SET PROBLEM: How many lines in this data contain the string "that"? Reply with the number only.

· · ·

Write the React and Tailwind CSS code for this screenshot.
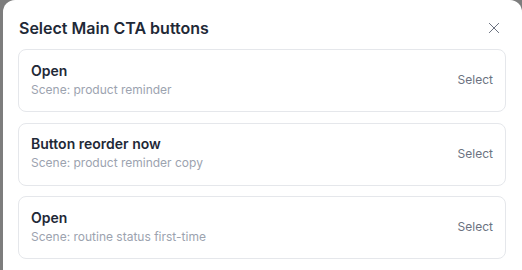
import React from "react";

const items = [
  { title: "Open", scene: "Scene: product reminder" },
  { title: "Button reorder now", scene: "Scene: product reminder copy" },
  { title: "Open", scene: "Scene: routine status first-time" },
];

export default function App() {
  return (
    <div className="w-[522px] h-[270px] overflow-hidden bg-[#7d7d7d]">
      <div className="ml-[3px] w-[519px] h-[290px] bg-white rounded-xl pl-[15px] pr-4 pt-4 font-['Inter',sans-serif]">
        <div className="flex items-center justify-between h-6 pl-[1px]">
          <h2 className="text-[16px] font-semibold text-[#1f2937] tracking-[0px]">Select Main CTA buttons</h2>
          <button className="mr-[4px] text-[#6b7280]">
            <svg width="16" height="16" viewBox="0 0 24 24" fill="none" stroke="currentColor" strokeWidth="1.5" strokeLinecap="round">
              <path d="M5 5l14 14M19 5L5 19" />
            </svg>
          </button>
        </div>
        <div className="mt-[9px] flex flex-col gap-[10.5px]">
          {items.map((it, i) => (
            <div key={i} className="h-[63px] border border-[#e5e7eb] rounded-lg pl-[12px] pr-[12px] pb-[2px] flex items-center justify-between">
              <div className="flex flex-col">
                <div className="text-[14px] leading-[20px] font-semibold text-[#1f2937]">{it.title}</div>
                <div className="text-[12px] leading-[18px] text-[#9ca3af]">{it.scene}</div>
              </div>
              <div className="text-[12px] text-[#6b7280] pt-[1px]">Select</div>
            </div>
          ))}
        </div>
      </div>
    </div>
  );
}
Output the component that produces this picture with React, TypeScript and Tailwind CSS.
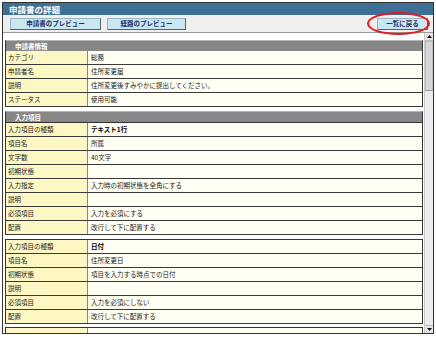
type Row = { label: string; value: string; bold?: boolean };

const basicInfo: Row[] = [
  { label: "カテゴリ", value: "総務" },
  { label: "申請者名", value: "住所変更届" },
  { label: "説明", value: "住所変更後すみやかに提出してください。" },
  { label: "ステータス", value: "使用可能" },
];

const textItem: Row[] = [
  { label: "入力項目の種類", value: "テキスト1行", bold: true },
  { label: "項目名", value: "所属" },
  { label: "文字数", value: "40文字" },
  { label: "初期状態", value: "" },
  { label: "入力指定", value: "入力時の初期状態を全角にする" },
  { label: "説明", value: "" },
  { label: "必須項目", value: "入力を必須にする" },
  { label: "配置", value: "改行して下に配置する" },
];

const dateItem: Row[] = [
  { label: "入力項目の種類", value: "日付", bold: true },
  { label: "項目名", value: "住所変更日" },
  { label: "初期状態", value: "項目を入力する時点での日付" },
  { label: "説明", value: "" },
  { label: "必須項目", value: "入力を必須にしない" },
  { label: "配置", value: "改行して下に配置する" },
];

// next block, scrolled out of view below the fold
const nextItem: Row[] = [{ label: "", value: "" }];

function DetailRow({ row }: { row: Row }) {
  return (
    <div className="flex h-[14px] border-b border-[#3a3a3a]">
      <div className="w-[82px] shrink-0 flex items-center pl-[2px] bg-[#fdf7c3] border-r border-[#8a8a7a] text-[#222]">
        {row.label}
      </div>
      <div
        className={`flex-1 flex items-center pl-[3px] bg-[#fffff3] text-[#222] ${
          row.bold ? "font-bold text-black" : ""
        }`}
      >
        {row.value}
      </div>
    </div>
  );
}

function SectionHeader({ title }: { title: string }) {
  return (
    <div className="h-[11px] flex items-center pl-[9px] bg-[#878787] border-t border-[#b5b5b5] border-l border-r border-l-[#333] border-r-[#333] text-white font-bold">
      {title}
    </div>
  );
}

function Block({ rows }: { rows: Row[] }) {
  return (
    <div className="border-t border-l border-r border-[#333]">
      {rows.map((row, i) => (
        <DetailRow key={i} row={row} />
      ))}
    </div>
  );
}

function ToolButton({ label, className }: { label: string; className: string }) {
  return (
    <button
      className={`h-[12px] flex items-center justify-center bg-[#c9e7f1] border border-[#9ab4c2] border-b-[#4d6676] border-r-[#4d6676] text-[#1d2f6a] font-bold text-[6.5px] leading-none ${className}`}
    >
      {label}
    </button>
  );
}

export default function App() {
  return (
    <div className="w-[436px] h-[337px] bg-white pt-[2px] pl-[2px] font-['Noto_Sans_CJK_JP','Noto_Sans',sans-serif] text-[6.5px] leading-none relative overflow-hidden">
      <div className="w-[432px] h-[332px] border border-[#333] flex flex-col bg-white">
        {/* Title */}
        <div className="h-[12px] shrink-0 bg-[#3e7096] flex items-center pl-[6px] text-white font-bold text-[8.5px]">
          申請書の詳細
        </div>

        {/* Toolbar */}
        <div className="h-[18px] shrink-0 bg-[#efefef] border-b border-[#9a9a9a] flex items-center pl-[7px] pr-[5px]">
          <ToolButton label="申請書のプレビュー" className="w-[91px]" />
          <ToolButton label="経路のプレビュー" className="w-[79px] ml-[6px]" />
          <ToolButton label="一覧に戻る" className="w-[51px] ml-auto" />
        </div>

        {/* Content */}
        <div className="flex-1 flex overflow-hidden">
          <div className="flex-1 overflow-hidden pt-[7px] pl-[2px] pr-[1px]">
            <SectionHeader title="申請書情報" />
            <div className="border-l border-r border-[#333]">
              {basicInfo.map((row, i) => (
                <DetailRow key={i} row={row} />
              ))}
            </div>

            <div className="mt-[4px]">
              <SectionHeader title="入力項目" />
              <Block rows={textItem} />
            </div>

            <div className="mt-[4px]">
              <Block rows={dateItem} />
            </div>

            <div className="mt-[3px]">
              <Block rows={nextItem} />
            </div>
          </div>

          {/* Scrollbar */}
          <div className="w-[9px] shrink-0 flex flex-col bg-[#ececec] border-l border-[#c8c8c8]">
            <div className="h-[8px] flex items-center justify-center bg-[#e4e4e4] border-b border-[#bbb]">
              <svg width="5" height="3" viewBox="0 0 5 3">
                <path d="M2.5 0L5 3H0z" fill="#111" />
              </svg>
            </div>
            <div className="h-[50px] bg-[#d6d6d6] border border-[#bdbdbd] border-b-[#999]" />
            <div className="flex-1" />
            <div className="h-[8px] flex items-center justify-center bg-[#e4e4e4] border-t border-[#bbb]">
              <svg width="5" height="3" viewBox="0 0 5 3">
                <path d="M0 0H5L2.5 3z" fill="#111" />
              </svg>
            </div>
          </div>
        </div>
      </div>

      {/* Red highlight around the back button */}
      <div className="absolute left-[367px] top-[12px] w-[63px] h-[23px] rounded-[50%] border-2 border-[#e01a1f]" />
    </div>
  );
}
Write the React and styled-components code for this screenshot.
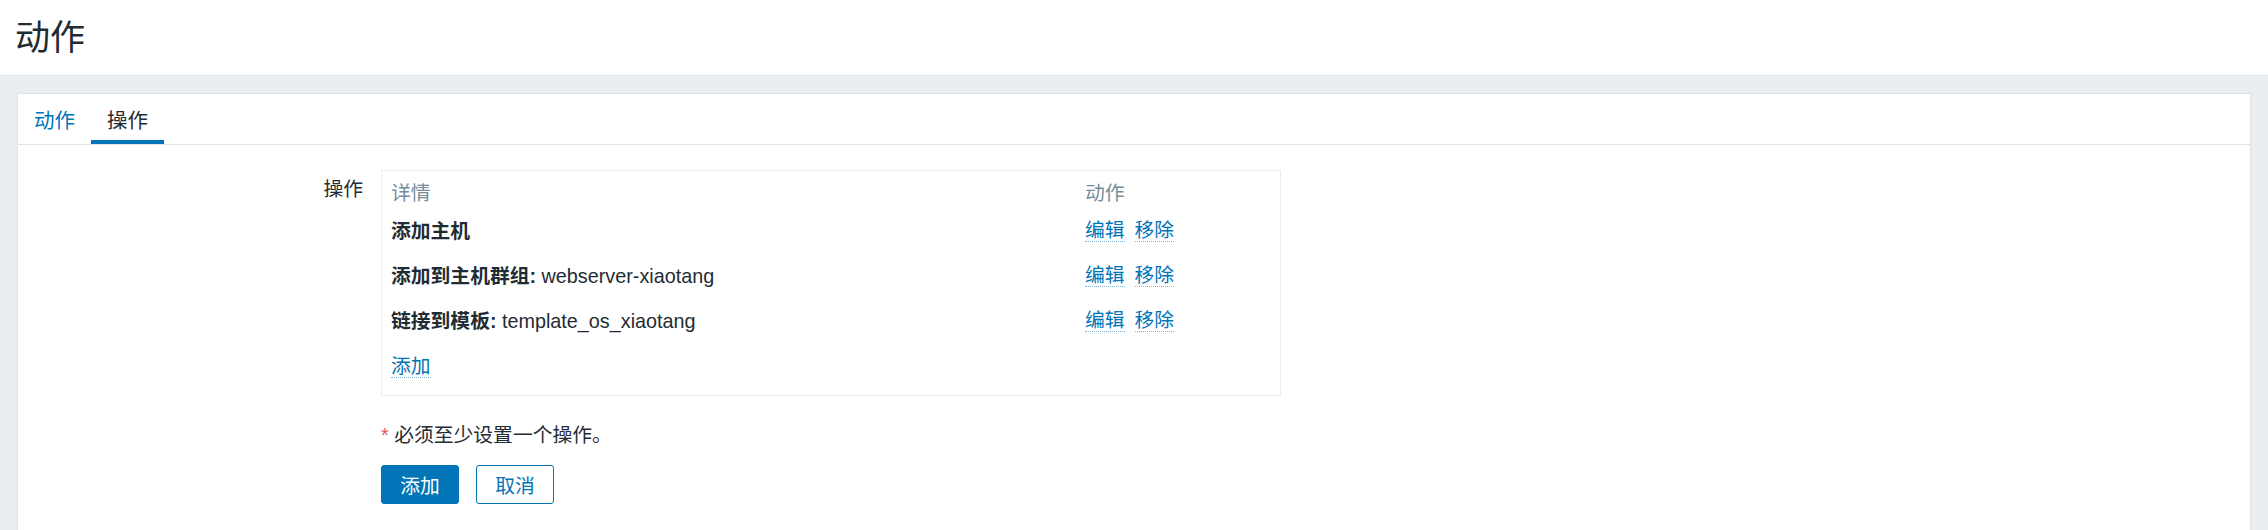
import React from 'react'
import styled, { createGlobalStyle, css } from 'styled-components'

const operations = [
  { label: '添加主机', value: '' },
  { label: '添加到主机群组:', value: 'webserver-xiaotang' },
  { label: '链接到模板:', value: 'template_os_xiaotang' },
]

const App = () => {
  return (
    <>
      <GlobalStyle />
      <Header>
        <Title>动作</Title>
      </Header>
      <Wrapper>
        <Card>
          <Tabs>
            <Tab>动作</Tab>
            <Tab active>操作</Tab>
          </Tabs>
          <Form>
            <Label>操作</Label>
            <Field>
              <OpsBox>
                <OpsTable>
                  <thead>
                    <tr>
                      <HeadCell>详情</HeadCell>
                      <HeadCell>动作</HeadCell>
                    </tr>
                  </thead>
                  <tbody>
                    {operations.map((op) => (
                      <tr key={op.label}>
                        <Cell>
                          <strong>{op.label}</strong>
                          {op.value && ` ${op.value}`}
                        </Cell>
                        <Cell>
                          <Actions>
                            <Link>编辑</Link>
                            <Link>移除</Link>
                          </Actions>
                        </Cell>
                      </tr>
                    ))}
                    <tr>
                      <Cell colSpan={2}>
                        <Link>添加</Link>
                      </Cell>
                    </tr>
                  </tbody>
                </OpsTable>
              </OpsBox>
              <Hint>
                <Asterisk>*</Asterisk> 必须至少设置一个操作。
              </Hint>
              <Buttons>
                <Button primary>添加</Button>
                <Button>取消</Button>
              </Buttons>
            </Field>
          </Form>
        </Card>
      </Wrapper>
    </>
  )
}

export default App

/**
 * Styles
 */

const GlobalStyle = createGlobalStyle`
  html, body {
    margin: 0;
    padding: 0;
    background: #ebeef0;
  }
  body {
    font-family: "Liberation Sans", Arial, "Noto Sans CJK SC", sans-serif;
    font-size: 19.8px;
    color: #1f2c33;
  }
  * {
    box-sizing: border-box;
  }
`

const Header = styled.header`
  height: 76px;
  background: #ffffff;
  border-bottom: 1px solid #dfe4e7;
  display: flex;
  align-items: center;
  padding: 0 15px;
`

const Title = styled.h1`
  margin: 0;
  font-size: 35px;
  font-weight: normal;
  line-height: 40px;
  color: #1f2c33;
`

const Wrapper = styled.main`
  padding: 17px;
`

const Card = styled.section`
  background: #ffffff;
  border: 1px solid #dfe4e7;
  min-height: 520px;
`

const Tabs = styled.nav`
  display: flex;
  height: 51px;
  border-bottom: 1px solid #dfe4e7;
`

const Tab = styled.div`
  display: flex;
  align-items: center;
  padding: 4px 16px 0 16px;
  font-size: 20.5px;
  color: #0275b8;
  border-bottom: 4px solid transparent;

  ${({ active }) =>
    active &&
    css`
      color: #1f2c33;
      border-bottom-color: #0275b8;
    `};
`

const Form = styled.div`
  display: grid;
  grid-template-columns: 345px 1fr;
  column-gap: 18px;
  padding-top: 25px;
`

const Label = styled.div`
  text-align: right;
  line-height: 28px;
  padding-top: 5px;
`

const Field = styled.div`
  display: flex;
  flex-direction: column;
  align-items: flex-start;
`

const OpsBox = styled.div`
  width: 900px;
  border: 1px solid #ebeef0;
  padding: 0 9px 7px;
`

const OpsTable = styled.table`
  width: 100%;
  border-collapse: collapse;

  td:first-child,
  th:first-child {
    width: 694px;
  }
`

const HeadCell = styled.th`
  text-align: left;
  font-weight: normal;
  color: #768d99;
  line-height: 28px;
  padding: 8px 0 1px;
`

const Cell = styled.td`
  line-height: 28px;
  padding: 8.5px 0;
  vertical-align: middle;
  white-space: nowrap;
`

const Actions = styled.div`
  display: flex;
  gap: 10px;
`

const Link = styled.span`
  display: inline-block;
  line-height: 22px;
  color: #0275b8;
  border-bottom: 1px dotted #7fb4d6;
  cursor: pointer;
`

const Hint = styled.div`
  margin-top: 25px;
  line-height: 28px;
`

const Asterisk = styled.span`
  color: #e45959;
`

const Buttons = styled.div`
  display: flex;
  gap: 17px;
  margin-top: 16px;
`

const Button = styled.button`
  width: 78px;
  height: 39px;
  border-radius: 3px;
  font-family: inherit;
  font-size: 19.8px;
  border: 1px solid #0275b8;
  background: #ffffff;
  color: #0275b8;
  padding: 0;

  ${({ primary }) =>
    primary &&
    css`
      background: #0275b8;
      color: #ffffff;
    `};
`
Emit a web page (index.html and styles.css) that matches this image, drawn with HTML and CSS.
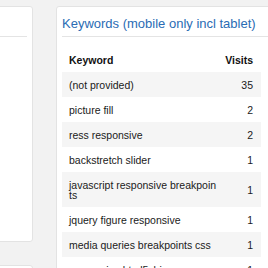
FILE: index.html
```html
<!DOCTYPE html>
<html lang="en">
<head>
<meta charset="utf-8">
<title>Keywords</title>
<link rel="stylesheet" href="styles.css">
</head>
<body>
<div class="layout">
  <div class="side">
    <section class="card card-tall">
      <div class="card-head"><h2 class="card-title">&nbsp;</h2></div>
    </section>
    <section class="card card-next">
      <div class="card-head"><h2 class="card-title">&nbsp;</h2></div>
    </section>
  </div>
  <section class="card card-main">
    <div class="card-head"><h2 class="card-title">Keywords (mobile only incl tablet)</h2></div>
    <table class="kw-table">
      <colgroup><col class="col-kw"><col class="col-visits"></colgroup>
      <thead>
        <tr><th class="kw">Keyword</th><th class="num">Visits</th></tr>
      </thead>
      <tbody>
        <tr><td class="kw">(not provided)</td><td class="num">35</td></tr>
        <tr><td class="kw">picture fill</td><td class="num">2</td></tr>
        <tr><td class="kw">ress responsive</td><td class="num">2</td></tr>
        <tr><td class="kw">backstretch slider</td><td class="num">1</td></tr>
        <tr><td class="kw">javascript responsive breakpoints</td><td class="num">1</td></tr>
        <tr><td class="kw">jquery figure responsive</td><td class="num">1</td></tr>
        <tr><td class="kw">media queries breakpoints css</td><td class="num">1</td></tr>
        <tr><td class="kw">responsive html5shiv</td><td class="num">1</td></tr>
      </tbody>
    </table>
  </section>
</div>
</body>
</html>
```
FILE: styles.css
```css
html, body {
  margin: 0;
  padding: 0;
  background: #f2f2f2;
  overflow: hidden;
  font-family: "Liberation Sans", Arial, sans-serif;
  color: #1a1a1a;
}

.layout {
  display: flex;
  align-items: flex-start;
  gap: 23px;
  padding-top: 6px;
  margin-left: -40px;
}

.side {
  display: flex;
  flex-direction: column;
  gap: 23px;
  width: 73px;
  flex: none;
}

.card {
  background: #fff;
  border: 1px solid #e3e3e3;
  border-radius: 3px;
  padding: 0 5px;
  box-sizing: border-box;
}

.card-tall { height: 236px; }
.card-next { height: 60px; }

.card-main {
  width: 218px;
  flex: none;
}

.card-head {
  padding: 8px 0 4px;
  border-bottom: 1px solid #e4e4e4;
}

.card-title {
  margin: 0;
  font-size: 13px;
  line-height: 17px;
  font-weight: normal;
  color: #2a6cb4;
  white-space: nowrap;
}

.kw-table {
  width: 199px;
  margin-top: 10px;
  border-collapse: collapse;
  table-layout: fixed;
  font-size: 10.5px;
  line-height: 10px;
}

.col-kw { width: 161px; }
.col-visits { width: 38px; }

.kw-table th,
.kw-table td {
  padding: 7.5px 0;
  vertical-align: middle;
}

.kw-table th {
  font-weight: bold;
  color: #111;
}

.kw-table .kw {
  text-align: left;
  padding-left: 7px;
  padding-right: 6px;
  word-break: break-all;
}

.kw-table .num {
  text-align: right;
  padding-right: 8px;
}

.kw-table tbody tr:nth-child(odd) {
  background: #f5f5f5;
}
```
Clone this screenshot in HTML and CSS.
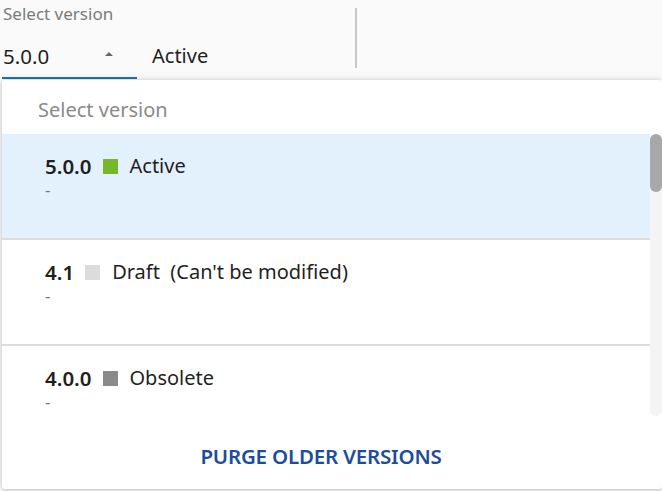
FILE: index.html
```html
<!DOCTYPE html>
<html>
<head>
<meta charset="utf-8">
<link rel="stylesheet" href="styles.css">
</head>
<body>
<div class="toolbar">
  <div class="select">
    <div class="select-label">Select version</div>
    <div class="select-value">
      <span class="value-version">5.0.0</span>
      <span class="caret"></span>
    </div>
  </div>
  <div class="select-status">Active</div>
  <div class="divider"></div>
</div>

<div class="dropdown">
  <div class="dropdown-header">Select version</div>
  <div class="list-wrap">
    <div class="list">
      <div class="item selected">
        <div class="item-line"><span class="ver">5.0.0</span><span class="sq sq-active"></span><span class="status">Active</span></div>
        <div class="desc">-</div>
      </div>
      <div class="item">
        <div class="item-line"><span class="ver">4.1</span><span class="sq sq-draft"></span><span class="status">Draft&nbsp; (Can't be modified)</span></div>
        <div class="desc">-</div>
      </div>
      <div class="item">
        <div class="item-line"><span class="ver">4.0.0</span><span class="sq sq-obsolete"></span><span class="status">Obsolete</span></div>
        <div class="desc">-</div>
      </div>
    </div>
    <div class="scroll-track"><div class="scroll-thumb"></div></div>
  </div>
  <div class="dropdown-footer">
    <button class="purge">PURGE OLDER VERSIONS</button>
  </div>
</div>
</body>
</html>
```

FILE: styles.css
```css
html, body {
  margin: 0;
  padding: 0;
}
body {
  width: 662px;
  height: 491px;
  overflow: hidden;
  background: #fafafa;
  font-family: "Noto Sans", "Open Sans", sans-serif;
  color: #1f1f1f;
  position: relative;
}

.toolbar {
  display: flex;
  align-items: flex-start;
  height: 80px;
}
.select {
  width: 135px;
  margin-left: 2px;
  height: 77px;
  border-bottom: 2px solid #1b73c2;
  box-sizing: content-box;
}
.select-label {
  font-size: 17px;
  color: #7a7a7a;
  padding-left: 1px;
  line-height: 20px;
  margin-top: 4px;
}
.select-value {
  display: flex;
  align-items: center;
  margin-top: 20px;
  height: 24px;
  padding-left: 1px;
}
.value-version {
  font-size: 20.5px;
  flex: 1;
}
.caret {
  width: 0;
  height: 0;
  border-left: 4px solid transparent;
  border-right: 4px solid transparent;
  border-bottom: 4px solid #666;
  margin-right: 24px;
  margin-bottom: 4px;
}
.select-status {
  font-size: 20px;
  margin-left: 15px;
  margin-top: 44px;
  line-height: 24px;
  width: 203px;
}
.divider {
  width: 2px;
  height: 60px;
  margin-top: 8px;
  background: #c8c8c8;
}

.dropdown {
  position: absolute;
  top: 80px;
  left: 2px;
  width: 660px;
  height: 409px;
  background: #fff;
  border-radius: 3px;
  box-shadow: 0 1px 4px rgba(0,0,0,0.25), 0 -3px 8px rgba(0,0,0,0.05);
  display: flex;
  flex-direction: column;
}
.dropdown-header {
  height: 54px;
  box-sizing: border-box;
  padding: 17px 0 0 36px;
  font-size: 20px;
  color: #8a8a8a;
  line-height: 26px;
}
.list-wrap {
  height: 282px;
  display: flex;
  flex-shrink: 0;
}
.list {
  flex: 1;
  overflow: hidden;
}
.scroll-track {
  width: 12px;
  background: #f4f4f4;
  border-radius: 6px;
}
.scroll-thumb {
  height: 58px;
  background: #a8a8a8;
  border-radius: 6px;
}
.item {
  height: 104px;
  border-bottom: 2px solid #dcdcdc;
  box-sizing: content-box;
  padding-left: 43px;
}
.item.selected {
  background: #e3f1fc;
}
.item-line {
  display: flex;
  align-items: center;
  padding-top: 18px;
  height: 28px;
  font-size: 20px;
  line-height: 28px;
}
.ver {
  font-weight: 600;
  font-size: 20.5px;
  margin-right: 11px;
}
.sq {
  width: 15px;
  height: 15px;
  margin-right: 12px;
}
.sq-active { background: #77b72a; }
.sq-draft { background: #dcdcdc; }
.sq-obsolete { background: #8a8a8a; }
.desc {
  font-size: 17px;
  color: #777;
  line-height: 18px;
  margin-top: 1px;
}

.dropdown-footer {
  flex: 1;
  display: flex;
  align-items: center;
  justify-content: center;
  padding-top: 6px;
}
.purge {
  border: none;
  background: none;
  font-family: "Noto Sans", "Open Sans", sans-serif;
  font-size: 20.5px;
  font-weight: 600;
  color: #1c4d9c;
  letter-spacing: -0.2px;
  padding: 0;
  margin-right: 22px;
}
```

· · ·

CORRECT ANSWER: 2